3. In addition to the compassion of
the story as a whole, there are many details which in themselves imply the value
of compassion.
a) The form of the story compels us
to experience the imminent sacrifice as horrific and anguishing. That Isaac is
Abraham’s “only,” meaning not literally his only son (there is Ishmael, after
all), but his only son to inherit his material and spiritual legacy, and
therefore the most precious of beings to him, compels us to experience the
anguish of the father at having to make this sacrifice. The wood for the
sacrifice is placed on the shoulders of Isaac, so that he is carrying the means
of his own immolation, stressing again the tragic horror of the imminent
sacrifice of a beloved innocent.
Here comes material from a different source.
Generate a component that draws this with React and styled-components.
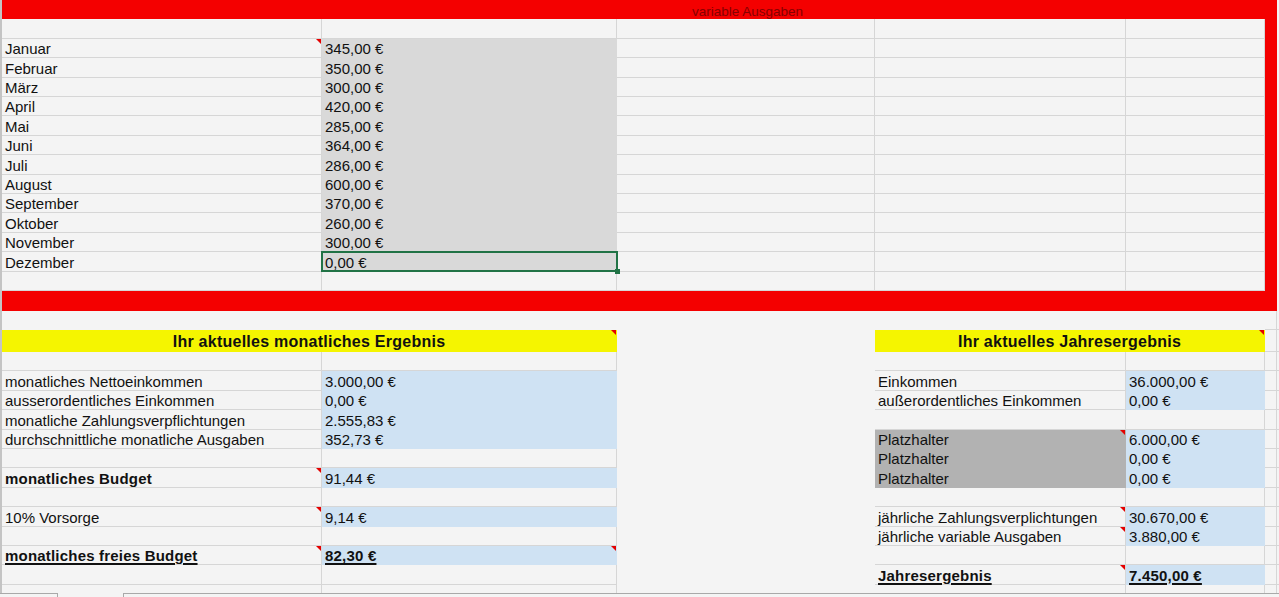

Isaac poignantly asks “where is the lamb for
the sacrifice?” evoking our own compassion for the innocent and unsuspecting
boy.
b) There are also acts of
compassion within the story itself. Instead of torturing the boy by telling him
what he plans to do, Abraham offers him an explanation meant to remove the fear:
“God will see to the lamb.” Later Abraham’s compassionate words, which may at
first appear to be false, come true. In this way God compassionately prevents
the virtuous Abraham from having lied to his innocent son. Then God sends an
angel to prevent the sacrifice. He says to Abraham, “I know you are God-fearing
now” and does not need or want him to slaughter his son to prove it. This
incarnates the principle, articulated too by St. Thomas Aquinas, that even in
his sacramental acts, man is united to God by his will rather than by the mere
acts themselves. What God values here is Abraham’s will to obey, not the savor
of a child burning in the fire. God has arranged for a more appropriate
sacrificial victim to be discovered, caught by his horns in a thicket. By the
presence of the ram God shows compassion in making the sacrificial animal serve
also (as it did later in the Temple services) as food for man and in seeing to
it that Abraham still fulfills his duty to make an offering despite the angel’s
intervention. After the ram is sacrificed in place of Isaac, the angel appears
a second time to say that Abraham’s willingness to offer his son—even though
the slaughtering of his son was not carried out—merits divine reward: Abraham’s
offspring will be multitudes, and they will conquer their enemies. This is as
great a worldly reward as ancient tribes could imagine: fruitful multiplication
of offspring and triumph in conflict with other tribes. Hence, Abraham is
rewarded for his obedience not only with the life of his son but with
everything the surrounding tribesmen sought to gain from their false gods
through their human sacrifices.
4. Finally, the passage adds one
more dramatic act of compassion for the whole world: Because Abraham has willed
to obey God in this extreme way, all the nations of the world will be blessed
by the very existence of the people who descend from Abraham, because it is
they who will tell and retell this very story to all. The blessing lies in the bearing—to
all men and through all time—of the story’s lesson about the true nature of God
and of man’s right relation to him and to his fellow man. Henceforth, from the
moment of knowing the story of Abraham’s interrupted offering of Isaac, man is
to think of God as loving and compassionate, not voracious and merciless, of
his own proper relation to God as gratitude and obedience rather than barter
and compulsion, and of every human life as precious to God and man alike.